_Exercise description_
From the entries that follow, extract each line holding the string "styles".

+++ Listing +++

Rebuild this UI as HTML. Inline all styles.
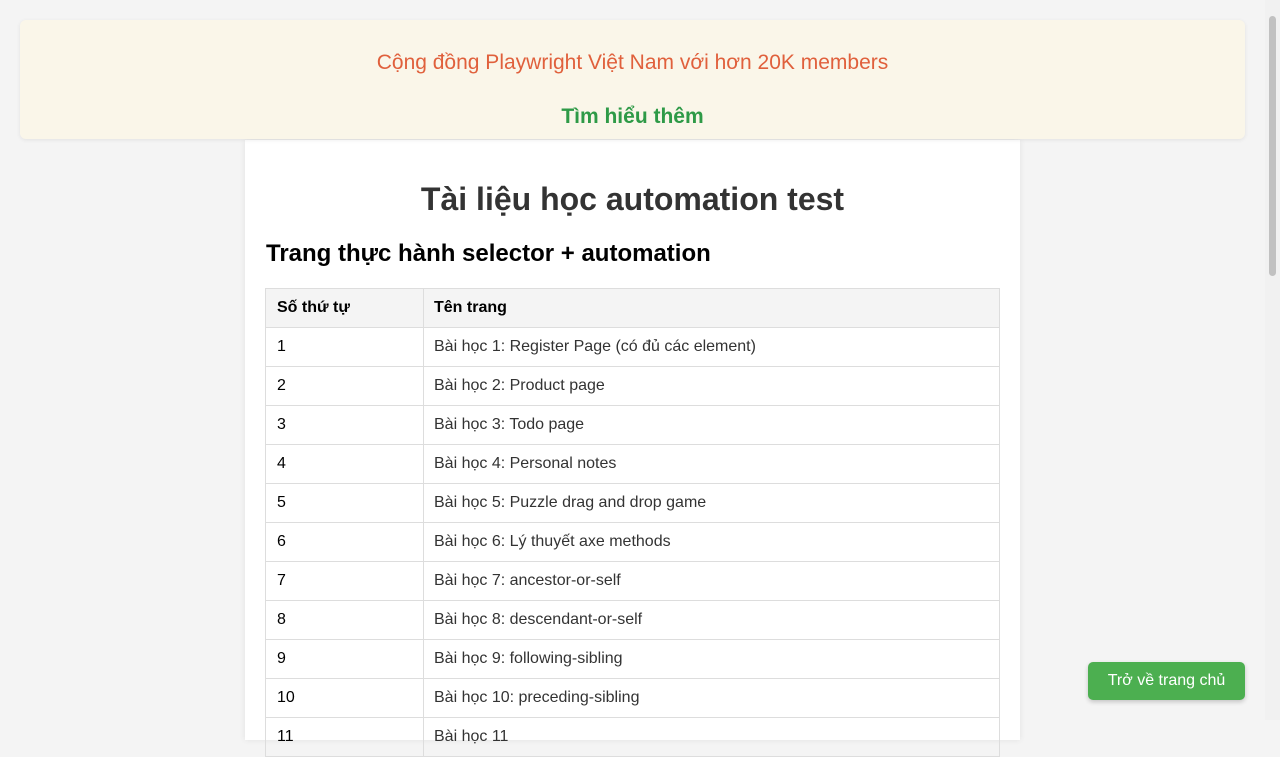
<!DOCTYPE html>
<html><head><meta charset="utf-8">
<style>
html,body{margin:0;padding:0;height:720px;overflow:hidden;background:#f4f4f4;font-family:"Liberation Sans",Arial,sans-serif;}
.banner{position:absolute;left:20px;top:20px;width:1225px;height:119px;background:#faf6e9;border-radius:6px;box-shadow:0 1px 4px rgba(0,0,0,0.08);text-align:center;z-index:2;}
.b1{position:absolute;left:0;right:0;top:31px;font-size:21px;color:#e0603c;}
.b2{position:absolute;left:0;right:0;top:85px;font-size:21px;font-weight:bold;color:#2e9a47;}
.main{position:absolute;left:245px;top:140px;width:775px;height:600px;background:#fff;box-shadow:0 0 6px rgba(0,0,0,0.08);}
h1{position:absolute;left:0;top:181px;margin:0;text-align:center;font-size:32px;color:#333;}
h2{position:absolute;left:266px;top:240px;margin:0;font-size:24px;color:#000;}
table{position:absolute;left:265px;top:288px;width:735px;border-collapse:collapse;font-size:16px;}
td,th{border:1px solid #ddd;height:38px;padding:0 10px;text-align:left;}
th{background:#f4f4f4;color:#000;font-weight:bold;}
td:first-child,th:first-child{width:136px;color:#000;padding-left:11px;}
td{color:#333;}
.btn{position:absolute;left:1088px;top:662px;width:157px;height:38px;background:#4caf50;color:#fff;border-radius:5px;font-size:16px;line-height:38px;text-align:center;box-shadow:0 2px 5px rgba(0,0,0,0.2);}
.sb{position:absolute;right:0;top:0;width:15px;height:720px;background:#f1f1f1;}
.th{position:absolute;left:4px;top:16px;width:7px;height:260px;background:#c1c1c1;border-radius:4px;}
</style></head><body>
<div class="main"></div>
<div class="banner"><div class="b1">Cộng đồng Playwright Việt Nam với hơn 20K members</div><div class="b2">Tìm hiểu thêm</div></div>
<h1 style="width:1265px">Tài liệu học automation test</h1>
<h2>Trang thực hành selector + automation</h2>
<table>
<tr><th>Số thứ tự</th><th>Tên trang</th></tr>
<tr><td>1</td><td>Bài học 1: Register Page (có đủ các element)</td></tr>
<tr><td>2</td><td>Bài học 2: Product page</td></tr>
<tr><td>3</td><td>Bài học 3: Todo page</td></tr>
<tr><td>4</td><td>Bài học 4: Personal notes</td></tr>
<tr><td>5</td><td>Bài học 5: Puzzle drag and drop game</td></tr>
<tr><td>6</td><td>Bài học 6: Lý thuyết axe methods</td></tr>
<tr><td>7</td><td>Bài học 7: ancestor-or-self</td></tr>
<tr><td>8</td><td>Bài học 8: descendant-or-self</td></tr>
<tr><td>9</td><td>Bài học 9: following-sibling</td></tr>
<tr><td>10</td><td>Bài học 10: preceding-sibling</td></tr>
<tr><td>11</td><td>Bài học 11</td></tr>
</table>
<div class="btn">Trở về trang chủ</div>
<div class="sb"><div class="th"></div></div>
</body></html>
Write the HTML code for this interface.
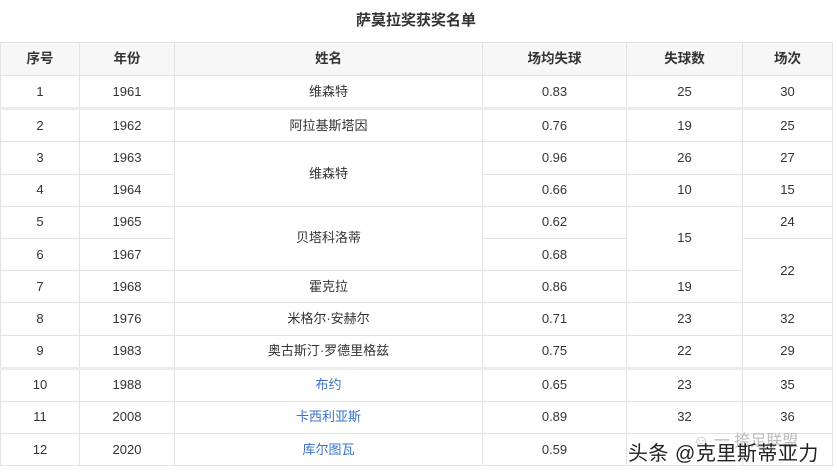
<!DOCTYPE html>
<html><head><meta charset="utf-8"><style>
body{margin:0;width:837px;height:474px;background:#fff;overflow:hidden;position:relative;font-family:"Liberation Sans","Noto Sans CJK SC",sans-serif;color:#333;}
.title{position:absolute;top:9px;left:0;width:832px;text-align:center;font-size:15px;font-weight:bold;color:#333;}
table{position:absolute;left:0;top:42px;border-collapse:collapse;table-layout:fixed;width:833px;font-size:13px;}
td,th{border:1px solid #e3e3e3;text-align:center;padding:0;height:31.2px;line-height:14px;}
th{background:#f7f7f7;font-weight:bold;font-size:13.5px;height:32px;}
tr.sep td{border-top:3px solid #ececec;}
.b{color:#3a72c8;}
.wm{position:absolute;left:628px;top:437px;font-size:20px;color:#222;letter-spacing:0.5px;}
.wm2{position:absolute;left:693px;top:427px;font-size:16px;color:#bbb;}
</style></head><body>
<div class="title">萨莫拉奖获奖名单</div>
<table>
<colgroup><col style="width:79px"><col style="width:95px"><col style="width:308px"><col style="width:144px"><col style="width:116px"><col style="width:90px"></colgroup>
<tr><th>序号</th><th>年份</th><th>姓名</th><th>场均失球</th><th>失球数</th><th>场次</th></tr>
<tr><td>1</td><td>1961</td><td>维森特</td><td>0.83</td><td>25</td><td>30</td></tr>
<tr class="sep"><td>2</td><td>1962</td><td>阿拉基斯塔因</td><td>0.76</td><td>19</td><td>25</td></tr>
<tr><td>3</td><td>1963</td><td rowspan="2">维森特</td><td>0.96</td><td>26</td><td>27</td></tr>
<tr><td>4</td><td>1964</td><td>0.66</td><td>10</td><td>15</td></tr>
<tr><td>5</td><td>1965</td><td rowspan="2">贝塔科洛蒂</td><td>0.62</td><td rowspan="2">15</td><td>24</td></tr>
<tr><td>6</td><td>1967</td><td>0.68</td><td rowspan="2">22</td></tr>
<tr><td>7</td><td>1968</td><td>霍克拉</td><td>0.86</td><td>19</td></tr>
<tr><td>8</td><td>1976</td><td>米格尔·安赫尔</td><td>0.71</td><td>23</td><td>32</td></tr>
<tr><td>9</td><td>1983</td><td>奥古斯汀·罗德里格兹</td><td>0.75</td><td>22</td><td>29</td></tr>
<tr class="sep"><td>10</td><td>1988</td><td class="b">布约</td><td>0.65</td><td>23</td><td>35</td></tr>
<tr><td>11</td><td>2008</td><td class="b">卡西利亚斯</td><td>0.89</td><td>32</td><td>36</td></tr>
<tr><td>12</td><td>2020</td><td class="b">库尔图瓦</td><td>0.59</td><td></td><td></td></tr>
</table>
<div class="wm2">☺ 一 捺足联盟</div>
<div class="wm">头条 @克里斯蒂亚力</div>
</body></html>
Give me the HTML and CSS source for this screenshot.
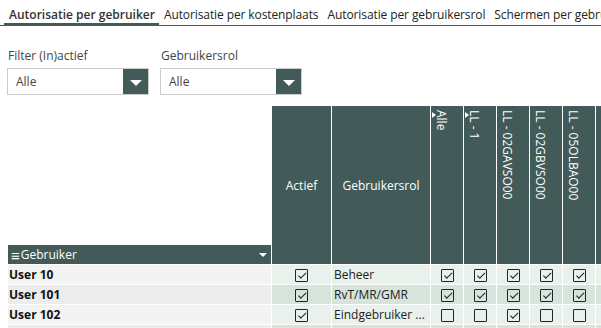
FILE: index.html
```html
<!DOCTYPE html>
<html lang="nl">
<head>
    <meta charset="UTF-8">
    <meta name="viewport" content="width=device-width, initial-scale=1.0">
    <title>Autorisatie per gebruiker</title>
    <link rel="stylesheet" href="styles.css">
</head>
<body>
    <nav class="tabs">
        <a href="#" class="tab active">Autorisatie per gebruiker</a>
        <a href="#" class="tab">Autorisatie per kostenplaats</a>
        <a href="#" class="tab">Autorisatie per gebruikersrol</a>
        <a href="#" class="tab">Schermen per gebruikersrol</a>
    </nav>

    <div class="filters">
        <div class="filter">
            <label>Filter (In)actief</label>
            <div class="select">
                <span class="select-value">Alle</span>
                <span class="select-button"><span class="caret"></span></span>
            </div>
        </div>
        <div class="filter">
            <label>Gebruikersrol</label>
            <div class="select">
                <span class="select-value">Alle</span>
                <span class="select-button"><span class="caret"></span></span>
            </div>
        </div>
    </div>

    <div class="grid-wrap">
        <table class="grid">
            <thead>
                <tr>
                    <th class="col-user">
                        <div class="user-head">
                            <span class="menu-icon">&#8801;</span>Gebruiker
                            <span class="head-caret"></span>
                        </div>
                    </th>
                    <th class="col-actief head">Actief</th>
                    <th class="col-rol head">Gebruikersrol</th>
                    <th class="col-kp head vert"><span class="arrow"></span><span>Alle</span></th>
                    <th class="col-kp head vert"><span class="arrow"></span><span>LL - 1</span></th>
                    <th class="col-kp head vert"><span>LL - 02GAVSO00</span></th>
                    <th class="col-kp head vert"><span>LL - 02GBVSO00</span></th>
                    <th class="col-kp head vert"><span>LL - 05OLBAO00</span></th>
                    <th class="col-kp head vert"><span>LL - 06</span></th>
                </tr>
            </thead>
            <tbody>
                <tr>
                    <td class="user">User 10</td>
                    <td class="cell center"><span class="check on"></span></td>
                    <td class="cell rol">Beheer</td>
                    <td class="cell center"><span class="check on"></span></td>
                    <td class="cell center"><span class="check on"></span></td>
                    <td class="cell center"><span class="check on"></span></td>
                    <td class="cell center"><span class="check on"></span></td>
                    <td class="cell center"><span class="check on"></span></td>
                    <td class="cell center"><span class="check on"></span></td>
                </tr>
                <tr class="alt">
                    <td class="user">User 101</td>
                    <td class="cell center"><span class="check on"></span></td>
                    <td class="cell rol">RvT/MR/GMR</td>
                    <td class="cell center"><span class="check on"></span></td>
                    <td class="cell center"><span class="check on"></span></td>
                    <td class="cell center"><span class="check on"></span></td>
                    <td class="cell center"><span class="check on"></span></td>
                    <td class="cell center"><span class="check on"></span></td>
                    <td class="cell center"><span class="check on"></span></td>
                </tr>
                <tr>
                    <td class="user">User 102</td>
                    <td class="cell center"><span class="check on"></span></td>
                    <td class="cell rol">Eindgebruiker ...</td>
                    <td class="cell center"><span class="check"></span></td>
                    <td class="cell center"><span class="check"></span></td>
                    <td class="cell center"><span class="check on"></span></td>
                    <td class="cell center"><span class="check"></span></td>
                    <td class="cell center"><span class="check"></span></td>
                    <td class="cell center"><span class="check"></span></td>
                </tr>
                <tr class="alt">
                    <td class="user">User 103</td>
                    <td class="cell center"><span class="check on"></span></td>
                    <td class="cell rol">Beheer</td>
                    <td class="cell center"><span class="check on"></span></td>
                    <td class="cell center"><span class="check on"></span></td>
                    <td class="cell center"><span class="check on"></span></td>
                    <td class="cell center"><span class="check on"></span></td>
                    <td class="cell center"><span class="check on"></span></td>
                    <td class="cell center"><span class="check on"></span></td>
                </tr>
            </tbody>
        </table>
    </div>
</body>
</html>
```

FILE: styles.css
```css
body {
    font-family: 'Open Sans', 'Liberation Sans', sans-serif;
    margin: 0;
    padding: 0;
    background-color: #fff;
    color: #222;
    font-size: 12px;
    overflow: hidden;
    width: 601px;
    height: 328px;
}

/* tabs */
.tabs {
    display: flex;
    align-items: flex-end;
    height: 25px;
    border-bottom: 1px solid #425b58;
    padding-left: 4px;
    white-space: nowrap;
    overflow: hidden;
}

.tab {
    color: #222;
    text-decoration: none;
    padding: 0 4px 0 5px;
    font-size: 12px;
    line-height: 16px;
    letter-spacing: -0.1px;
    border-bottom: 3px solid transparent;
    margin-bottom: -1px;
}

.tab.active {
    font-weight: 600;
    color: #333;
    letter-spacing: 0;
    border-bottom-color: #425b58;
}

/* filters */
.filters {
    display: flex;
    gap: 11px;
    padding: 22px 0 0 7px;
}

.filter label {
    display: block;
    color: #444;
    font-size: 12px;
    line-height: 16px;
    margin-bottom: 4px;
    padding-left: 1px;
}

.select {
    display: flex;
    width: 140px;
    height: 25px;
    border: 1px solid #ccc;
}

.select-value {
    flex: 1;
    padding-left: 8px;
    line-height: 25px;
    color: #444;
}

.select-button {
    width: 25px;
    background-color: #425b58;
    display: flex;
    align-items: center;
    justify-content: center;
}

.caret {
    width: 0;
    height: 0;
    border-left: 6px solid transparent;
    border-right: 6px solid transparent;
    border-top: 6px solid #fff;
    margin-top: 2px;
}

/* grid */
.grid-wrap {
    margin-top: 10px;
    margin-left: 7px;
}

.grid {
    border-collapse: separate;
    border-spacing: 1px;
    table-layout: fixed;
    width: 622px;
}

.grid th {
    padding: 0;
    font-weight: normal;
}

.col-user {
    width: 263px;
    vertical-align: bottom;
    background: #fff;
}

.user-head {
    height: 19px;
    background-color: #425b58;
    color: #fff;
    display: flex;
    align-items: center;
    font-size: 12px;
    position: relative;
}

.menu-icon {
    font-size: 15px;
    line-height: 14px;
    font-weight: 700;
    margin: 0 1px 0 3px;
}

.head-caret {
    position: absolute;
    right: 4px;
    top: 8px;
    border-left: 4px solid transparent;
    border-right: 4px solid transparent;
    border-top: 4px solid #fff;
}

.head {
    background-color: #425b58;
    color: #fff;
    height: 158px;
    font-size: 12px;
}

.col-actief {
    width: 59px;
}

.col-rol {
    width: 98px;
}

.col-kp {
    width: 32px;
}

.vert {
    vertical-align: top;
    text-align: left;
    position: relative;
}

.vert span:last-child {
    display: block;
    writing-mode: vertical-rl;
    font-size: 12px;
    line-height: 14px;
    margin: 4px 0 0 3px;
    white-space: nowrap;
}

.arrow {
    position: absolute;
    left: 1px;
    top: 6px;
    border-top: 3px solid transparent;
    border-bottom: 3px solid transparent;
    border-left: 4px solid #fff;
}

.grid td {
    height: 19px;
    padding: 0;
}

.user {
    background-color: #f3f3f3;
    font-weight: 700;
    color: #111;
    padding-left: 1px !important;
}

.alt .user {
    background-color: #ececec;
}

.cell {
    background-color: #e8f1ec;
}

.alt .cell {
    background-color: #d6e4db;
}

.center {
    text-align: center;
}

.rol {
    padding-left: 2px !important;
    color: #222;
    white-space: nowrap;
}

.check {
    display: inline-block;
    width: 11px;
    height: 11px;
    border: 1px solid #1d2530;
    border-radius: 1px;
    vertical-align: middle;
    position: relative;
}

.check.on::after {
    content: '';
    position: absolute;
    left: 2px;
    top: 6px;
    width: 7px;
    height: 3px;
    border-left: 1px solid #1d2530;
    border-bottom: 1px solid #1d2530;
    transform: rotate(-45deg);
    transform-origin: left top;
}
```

+++

_Exercise answer_
Rebuild this UI as HTML. Inline all styles.
    <link rel="stylesheet" href="styles.css">
FILE: styles.css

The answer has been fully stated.